§ **Written instruction**
Return the records that follow, matching each one exactly.

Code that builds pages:
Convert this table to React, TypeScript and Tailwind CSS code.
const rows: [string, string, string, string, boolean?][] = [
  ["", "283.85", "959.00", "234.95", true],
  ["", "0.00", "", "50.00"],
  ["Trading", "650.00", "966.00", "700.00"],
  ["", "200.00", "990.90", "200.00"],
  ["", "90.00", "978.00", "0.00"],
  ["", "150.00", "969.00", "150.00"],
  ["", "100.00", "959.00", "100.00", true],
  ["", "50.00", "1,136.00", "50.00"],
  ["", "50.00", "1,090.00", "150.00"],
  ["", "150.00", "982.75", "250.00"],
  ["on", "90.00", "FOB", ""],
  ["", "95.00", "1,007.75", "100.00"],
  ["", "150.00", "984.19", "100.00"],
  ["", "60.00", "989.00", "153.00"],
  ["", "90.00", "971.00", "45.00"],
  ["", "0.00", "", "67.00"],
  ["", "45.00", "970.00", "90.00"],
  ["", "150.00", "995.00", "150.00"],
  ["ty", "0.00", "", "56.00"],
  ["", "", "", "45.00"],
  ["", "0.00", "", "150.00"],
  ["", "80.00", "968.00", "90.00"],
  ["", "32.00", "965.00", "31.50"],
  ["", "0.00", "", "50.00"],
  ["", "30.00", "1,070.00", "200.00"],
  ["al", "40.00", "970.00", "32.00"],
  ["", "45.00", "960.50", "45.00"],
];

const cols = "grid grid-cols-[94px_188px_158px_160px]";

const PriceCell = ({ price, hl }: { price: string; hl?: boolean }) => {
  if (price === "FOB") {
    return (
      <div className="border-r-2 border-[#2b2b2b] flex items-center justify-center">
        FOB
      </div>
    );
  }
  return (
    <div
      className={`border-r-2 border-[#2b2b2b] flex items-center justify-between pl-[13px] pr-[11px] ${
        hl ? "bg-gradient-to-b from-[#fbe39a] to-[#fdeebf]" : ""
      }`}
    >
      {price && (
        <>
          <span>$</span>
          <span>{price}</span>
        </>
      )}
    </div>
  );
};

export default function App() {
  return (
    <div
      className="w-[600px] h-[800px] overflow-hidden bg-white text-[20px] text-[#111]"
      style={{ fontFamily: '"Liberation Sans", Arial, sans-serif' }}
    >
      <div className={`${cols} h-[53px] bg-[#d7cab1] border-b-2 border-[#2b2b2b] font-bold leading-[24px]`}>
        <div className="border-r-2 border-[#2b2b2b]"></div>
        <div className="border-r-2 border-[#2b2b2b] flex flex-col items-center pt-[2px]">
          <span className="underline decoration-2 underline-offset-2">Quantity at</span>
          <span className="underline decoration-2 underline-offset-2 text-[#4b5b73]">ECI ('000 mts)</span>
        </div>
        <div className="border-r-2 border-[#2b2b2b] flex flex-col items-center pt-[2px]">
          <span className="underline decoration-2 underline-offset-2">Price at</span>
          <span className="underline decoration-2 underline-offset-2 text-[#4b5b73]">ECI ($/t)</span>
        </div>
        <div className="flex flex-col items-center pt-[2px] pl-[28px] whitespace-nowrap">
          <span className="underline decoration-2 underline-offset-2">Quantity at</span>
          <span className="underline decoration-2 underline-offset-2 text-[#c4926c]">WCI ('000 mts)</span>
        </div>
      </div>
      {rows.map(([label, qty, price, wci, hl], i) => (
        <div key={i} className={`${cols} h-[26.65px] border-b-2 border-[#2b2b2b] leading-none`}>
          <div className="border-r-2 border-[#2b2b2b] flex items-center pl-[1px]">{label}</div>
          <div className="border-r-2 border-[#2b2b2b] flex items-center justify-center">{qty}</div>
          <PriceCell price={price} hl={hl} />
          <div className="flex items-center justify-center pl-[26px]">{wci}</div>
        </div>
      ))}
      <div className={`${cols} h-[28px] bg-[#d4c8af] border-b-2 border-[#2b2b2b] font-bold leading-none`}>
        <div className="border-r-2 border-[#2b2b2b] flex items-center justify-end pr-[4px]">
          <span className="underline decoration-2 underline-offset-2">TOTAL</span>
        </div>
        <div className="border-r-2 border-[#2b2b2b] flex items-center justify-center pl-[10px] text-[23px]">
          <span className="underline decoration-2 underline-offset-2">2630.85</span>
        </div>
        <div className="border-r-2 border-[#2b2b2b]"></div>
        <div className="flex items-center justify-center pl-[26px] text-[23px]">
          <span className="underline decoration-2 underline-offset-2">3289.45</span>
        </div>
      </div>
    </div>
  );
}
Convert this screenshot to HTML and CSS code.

§ **Solution**
Convert this table to React, TypeScript and Tailwind CSS code.
const rows: [string, string, string, string, boolean?][] = [
  ["", "283.85", "959.00", "234.95", true],
  ["", "0.00", "", "50.00"],
  ["Trading", "650.00", "966.00", "700.00"],
  ["", "200.00", "990.90", "200.00"],
  ["", "90.00", "978.00", "0.00"],
  ["", "150.00", "969.00", "150.00"],
  ["", "100.00", "959.00", "100.00", true],
  ["", "50.00", "1,136.00", "50.00"],
  ["", "50.00", "1,090.00", "150.00"],
  ["", "150.00", "982.75", "250.00"],
  ["on", "90.00", "FOB", ""],
  ["", "95.00", "1,007.75", "100.00"],
  ["", "150.00", "984.19", "100.00"],
  ["", "60.00", "989.00", "153.00"],
  ["", "90.00", "971.00", "45.00"],
  ["", "0.00", "", "67.00"],
  ["", "45.00", "970.00", "90.00"],
  ["", "150.00", "995.00", "150.00"],
  ["ty", "0.00", "", "56.00"],
  ["", "", "", "45.00"],
  ["", "0.00", "", "150.00"],
  ["", "80.00", "968.00", "90.00"],
  ["", "32.00", "965.00", "31.50"],
  ["", "0.00", "", "50.00"],
  ["", "30.00", "1,070.00", "200.00"],
  ["al", "40.00", "970.00", "32.00"],
  ["", "45.00", "960.50", "45.00"],
];

const cols = "grid grid-cols-[94px_188px_158px_160px]";

const PriceCell = ({ price, hl }: { price: string; hl?: boolean }) => {
  if (price === "FOB") {
    return (
      <div className="border-r-2 border-[#2b2b2b] flex items-center justify-center">
        FOB
      </div>
    );
  }
  return (
    <div
      className={`border-r-2 border-[#2b2b2b] flex items-center justify-between pl-[13px] pr-[11px] ${
        hl ? "bg-gradient-to-b from-[#fbe39a] to-[#fdeebf]" : ""
      }`}
    >
      {price && (
        <>
          <span>$</span>
          <span>{price}</span>
        </>
      )}
    </div>
  );
};

export default function App() {
  return (
    <div
      className="w-[600px] h-[800px] overflow-hidden bg-white text-[20px] text-[#111]"
      style={{ fontFamily: '"Liberation Sans", Arial, sans-serif' }}
    >
      <div className={`${cols} h-[53px] bg-[#d7cab1] border-b-2 border-[#2b2b2b] font-bold leading-[24px]`}>
        <div className="border-r-2 border-[#2b2b2b]"></div>
        <div className="border-r-2 border-[#2b2b2b] flex flex-col items-center pt-[2px]">
          <span className="underline decoration-2 underline-offset-2">Quantity at</span>
          <span className="underline decoration-2 underline-offset-2 text-[#4b5b73]">ECI ('000 mts)</span>
        </div>
        <div className="border-r-2 border-[#2b2b2b] flex flex-col items-center pt-[2px]">
          <span className="underline decoration-2 underline-offset-2">Price at</span>
          <span className="underline decoration-2 underline-offset-2 text-[#4b5b73]">ECI ($/t)</span>
        </div>
        <div className="flex flex-col items-center pt-[2px] pl-[28px] whitespace-nowrap">
          <span className="underline decoration-2 underline-offset-2">Quantity at</span>
          <span className="underline decoration-2 underline-offset-2 text-[#c4926c]">WCI ('000 mts)</span>
        </div>
      </div>
      {rows.map(([label, qty, price, wci, hl], i) => (
        <div key={i} className={`${cols} h-[26.65px] border-b-2 border-[#2b2b2b] leading-none`}>
          <div className="border-r-2 border-[#2b2b2b] flex items-center pl-[1px]">{label}</div>
          <div className="border-r-2 border-[#2b2b2b] flex items-center justify-center">{qty}</div>
          <PriceCell price={price} hl={hl} />
          <div className="flex items-center justify-center pl-[26px]">{wci}</div>
        </div>
      ))}
      <div className={`${cols} h-[28px] bg-[#d4c8af] border-b-2 border-[#2b2b2b] font-bold leading-none`}>
        <div className="border-r-2 border-[#2b2b2b] flex items-center justify-end pr-[4px]">
          <span className="underline decoration-2 underline-offset-2">TOTAL</span>
        </div>
        <div className="border-r-2 border-[#2b2b2b] flex items-center justify-center pl-[10px] text-[23px]">
          <span className="underline decoration-2 underline-offset-2">2630.85</span>
        </div>
        <div className="border-r-2 border-[#2b2b2b]"></div>
        <div className="flex items-center justify-center pl-[26px] text-[23px]">
          <span className="underline decoration-2 underline-offset-2">3289.45</span>
        </div>
      </div>
    </div>
  );
}
Convert this screenshot to HTML and CSS code.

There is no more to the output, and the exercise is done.